The Charles Dickens Museum - Virtual Tour
The Ground Floor > The Dining Room
An Overview of The Dining Room
Small View of the Dining Room

Charles Dickens's dining room at 48 Doughty Street is not particularly large, but given character by the curved rear wall, with its two curved doors. Here Dickens presided over the kind of dinner parties he delighted in throughout his life. A frequent guest was William Ainsworth, a popular novelist, and Dickens's first friend with an established literary reputation. He introduced the rising young auther of Sketches by Boz to his first publisher John Macrone, and his first illustrator, the celebrated George Cruikshank.
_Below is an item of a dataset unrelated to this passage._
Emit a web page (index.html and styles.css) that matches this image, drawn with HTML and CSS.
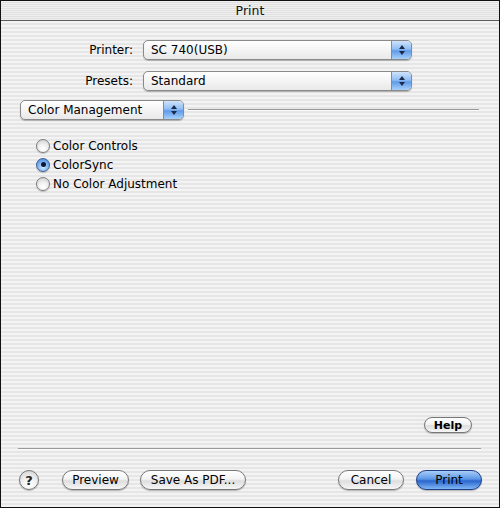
FILE: index.html
```html
<!DOCTYPE html>
<html>
<head>
<meta charset="utf-8">
<link rel="stylesheet" href="styles.css">
</head>
<body>
<div class="window">
  <div class="titlebar">Print</div>
  <div class="content">
    <div class="form">
      <div class="label">Printer:</div>
      <div class="popup wide"><span class="ptext">SC 740(USB)</span><span class="arrows"><svg width="8" height="12" viewBox="0 0 8 12"><path d="M4 1 L7 5 L1 5 Z M4 11 L7 7 L1 7 Z" fill="#1b2a4a"/></svg></span></div>
      <div class="label">Presets:</div>
      <div class="popup wide"><span class="ptext">Standard</span><span class="arrows"><svg width="8" height="12" viewBox="0 0 8 12"><path d="M4 1 L7 5 L1 5 Z M4 11 L7 7 L1 7 Z" fill="#1b2a4a"/></svg></span></div>
    </div>
    <div class="panelrow">
      <div class="popup panel"><span class="ptext">Color Management</span><span class="arrows"><svg width="8" height="12" viewBox="0 0 8 12"><path d="M4 1 L7 5 L1 5 Z M4 11 L7 7 L1 7 Z" fill="#1b2a4a"/></svg></span></div>
      <div class="rule"></div>
    </div>
    <div class="radios">
      <div class="radio"><span class="dot"></span>Color Controls</div>
      <div class="radio"><span class="dot on"></span>ColorSync</div>
      <div class="radio"><span class="dot"></span>No Color Adjustment</div>
    </div>
    <div class="spacer"></div>
    <div class="helprow"><div class="btn small">Help</div></div>
    <div class="sep"></div>
    <div class="bottom">
      <div class="qbtn">?</div>
      <div class="btn w-preview">Preview</div>
      <div class="btn w-pdf">Save As PDF...</div>
      <div class="grow"></div>
      <div class="btn w-cancel">Cancel</div>
      <div class="btn primary w-print">Print</div>
    </div>
  </div>
</div>
</body>
</html>
```
FILE: styles.css
```css
html, body { margin: 0; padding: 0; }
body { width: 500px; height: 508px; font-family: "DejaVu Sans", "Liberation Sans", sans-serif; font-size: 12px; color: #000; }
.window {
  width: 500px; height: 508px; box-sizing: border-box;
  border: 1px solid #111;
  display: flex; flex-direction: column;
  background: repeating-linear-gradient(to bottom, #f3f3f3 0px, #f3f3f3 2px, #e6e6e6 2px, #e6e6e6 4px);
}
.titlebar {
  height: 19px; border-bottom: 1px solid #5a5a5a;
  display: flex; align-items: center; justify-content: center;
  font-size: 12.5px; color: #111;
  background: repeating-linear-gradient(to bottom, #efefef 0px, #efefef 1px, #e0e0e0 1px, #e0e0e0 2px);
}
.content { flex: 1; display: flex; flex-direction: column; padding-top: 19px; }
.form {
  display: grid; grid-template-columns: 132px 269px; column-gap: 10px; row-gap: 11px;
  align-items: center;
}
.label { text-align: right; }
.popup {
  height: 20px; box-sizing: border-box;
  border: 1px solid #8a8a8a; border-radius: 5px;
  background: linear-gradient(to bottom, #ffffff 0%, #f4f4f4 50%, #e9e9e9 100%);
  box-shadow: 0 1px 1px rgba(0,0,0,0.25);
  display: flex; align-items: center; overflow: hidden;
}
.ptext { flex: 1; padding-left: 7px; white-space: nowrap; }
.arrows {
  width: 19px; height: 100%; display: flex; align-items: center; justify-content: center;
  border-left: 1px solid #6a8fc6;
  background: linear-gradient(to bottom, #cfe3fb 0%, #8fbdf3 45%, #5f9ae8 55%, #a7d1fb 100%);
}
.panelrow { display: flex; align-items: center; margin-top: 9px; padding-left: 19px; padding-right: 20px; }
.panel { width: 164px; }
.rule { flex: 1; height: 1px; margin-left: 4px; background: #9a9a9a; border-bottom: 1px solid #fbfbfb; }
.radios { margin-top: 16px; padding-left: 35px; display: flex; flex-direction: column; }
.radio { height: 19px; display: flex; align-items: center; }
.dot {
  width: 14px; height: 14px; box-sizing: border-box; border-radius: 50%;
  border: 1px solid #7d7d7d; margin-right: 3px;
  background: radial-gradient(circle at 50% 75%, #ffffff 0%, #f2f2f2 40%, #c9c9c9 100%);
  box-shadow: 0 1px 1px rgba(0,0,0,0.2);
  display: flex; align-items: center; justify-content: center;
}
.dot.on {
  border-color: #3d5e95;
  background: radial-gradient(circle at 50% 70%, #cfe6ff 0%, #7fb4f2 50%, #3f7fd6 100%);
}
.dot.on::after { content: ""; width: 5px; height: 5px; border-radius: 50%; background: #0d1a33; }
.spacer { flex: 1; }
.helprow { display: flex; justify-content: flex-end; padding-right: 27px; }
.btn {
  height: 20px; box-sizing: border-box;
  border: 1px solid #777; border-radius: 10px;
  background: linear-gradient(to bottom, #ffffff 0%, #f3f3f3 45%, #dedede 55%, #f6f6f6 100%);
  box-shadow: 0 1px 1px rgba(0,0,0,0.25);
  display: flex; align-items: center; justify-content: center;
  white-space: nowrap;
}
.btn.small { width: 48px; height: 16px; font-size: 11px; font-weight: bold; border-radius: 8px; }
.sep { height: 1px; margin: 15px 18px 0 17px; background: #9a9a9a; border-bottom: 1px solid #fbfbfb; }
.bottom { display: flex; align-items: center; margin-top: 20px; padding: 0 17px 17px 18px; }
.qbtn {
  width: 20px; height: 20px; box-sizing: border-box; border-radius: 50%;
  border: 1px solid #777;
  background: radial-gradient(circle at 50% 75%, #ffffff 0%, #f0f0f0 45%, #cccccc 100%);
  box-shadow: 0 1px 1px rgba(0,0,0,0.25);
  display: flex; align-items: center; justify-content: center;
  font-weight: bold; font-size: 13px; color: #222;
}
.w-preview { width: 67px; margin-left: 23px; }
.w-pdf { width: 106px; margin-left: 11px; }
.grow { flex: 1; }
.w-cancel { width: 66px; }
.w-print { width: 66px; margin-left: 12px; }
.btn.primary {
  border-color: #1f3f86;
  background: linear-gradient(to bottom, #a9cdf8 0%, #5b96e6 45%, #2a66cc 55%, #7fb6f5 100%);
}
```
Other guests included Dickens's closest friend, and eventual author of the first biography of the novelist; journalist John Forester. The poet and essayist, Leigh Hunt, and painters Daniel Maclise and Clarkson Stansfield, often dined here and they were to remain close to Dickens throughout their lives.

Dickens's pleasure in dining with his friend is typically expressed in a letter of 7 February 1839 to J. P. Harley the actor, at the time appearing as Trinculo in The Tempest:
This is my birthday, many happy returns to you and me,
I took it into my head yesterday to get up an impromptu dinner on this auspicious occasion - only my own folks, Leigh Hunt, Ainsworth, and Forster. I know you can't dine here in consequence of the tempestuous weather on the Covent Garden shores, but if you will come to me when you have done Trinculizing, you will delight me greatly, and add in no inconsiderable degree to the 'conwiviality' of the meeting.

Lord bless my soul! Twenty seven years old. Who'd have thought it. I never did. But I grow sentimental.

To the right of the door, hung below an advertisement for Christmas Sports is a picture of the dining room at Gad's Hill Place, illustrating how the Spanish Mahogany Sideboard, exhibited to the right of this picture, was once housed there. The Spanish mahogany sideboard, bought by Dickens late in 1839, no doubt with the larger dining room of his next home, 1 Devonshire Terrace in mind. This handsome piece of furniture points to the improved circumstances of the young author. It was kept by Dickens throughout his life, and may be seen in the adjacent photograph of the dining room in his last house, Gad's Hill Place, near Rochester in Kent. The large mirror at the back is a reminder of Dickens's fondness for mirrors, and their brightening effect upon a home.

Hanging above the sideboard are a watercolour of Gad's Hill Place, a pencil and wash drawing of Dickens, and a framed fragment of curtains that were hanging in Gad's Hill Place at the time of Dickens's death. Resting on the Mahogany Sideboard are a plaster sculpture and a silver plated Samovar. Next to the framed fragment of curtain is an illuminated inscription about Gad's Hill Place. To the right of this and in a corner of the room resting on a wooden pedestal is a cast of a bust of Dickens created in 1842. The next wall to the right of the bust are two windows, both containing sun catchers of Charles Dickens, one depicting a younger Dickens and the other an older Dickens. In front of the windows is a wooden chair used by Dickens. Between the windows may be seen a grandfather clock from the office of the Bath coach proprietor, Moses Pickwick. Dickens had travelled by coach to Bath as a young journalist, and would have known Moses Pickwick for some years. It was after him that Dickens named the hero of Pickwick Papers, and the original is alluded to in chapter 35 of the novel.

In the corner of the room directly opposite the door is hung a medicine cabinet which belonged to Dickens. Above this is a portrait of a young boy. To the right of the medicine cabinet and on the floor is a small table with candle holders. Hanging above the mantle is a replica of a portrait of Dickens, painted by Daniel Maclise. Next to this reproduction is the frontispiece of Nicholas Nickleby. Continuing to the right of the fireplace is the bust of George Cruikshank, who illustrated two of Dickens's works. To the upper right of the bust is a portrait of Angela Burdett Coutts, a philanthropist whom Dickens had advised. Hanging between two doors is a copy of a portrait of Charles Dickens by Samuel Drummond. Below this portrait is the occasional table from Dickens's drawing room at Gad's Hill Place. In the central showcase you can see a number of items that belonged to Dickens and his family including cutlery and crockery.